Touring the Port Newark terminal, which runs alongside the New Jersey Turnpike, is like navigating a giant game of Tetris, only more predictable. Each of the 40,000 brightly colored containers typically on-hand is scanned, scheduled and tracked by central computer systems as it moves off the ship and through the terminal on a series of 18-story-tall cranes, top loaders and long-legged, sideways-moving straddle carriers.
While about 17% of imports leave on trains stretching more than 2 miles long, most head out on trucks. The first week in December, for example, saw 75,100 trips in and out of the port.
Trucks stop at a toll-booth-like structure where a series of sensors and cameras scans and inspects them. The driver speaks to a clerk located in a remote office before receiving marching orders dictated by algorithm.
Many of the 15,000 truckers licensed to do business with the port make three to four trips a day between the terminal and surrounding warehouses. But with containers piling up because of the warehouse shortage, it is hard to move them efficiently, and wait times have lengthened. Now, some truckers are down to just one to two trips a day.
The ships themselves, which typically arrive monthly or weekly from Asia, Europe and South America, are so big it doesn’t even make sense. The typical carrier holds about 5,000 standard containers and is roughly 20 stories tall and 3.5 football fields long.
“And it floats!” Ms. Rooney said.
Not every ship is the size of an iceberg. We stopped to gawk at the Oleander, which travels weekly between New Jersey and Bermuda carrying about 450 half-size containers. It is the only container vessel running between the U.S. and the tiny country. “The island of Bermuda is 100% dependent on that ship,” Ms. Rooney said.
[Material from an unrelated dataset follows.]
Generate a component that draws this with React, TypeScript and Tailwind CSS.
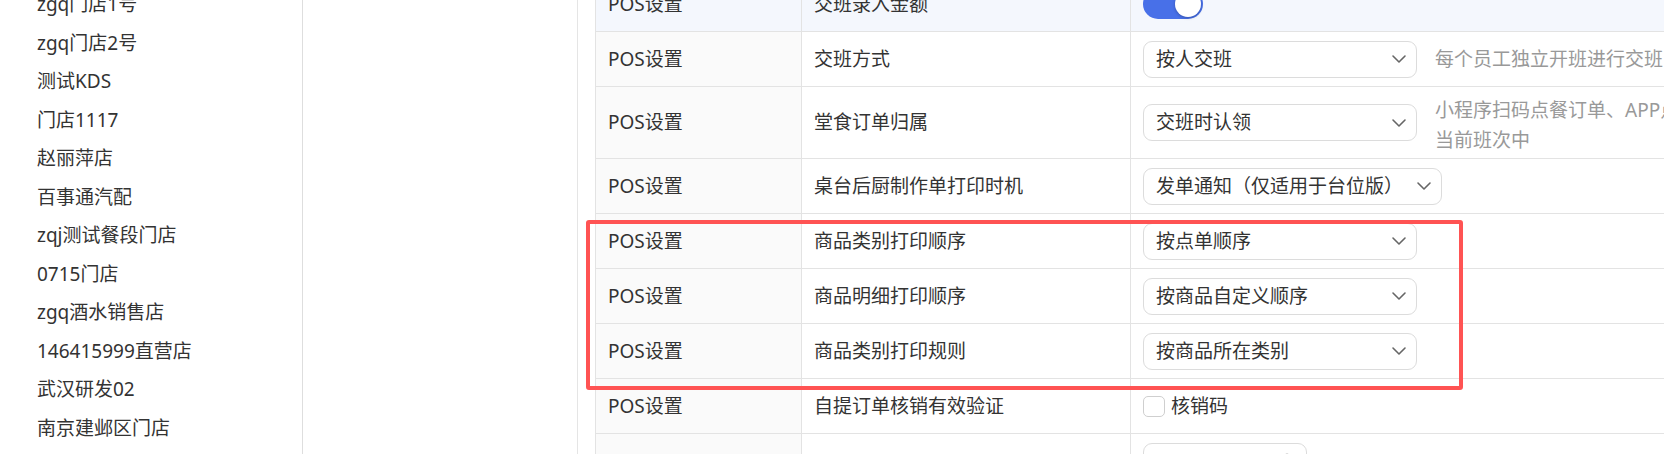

And not everything arrives in a container. We drove past mountains of rock salt imported from South America, piles of Belgian brick on its way to landscaping firms and silos of nut and vegetable oil headed for area cookie and cracker factories.
The 460-foot Viking Odessa, berthed at the north end of the complex, turned out to be a floating parking garage that can transport thousands of vehicles—in this case, it was exporting used vehicles to Haiti.
When cars are imported, workers with the International Longshoremen’s Association move the vehicles off the ship. They ride up in a van together and drive the new cars down the ramps, one by one. A worker might make 20 to 30 trips a day.
The vehicles are parked in a mile-long lot where they are accessorized by auto processors with features such as spoilers before distribution to dealerships.
Toward the end of the tour, I expressed amazement that this operation not only supplies much of the merchandise purchased by consumers in the Northeast and beyond, but is replicated in ports around the globe, keeping us neck-deep in mattresses and microwave ovens.
“And it started here in New York and New Jersey,” Ms. Rooney added. “Did you hear me? It started here in New York and New Jersey!”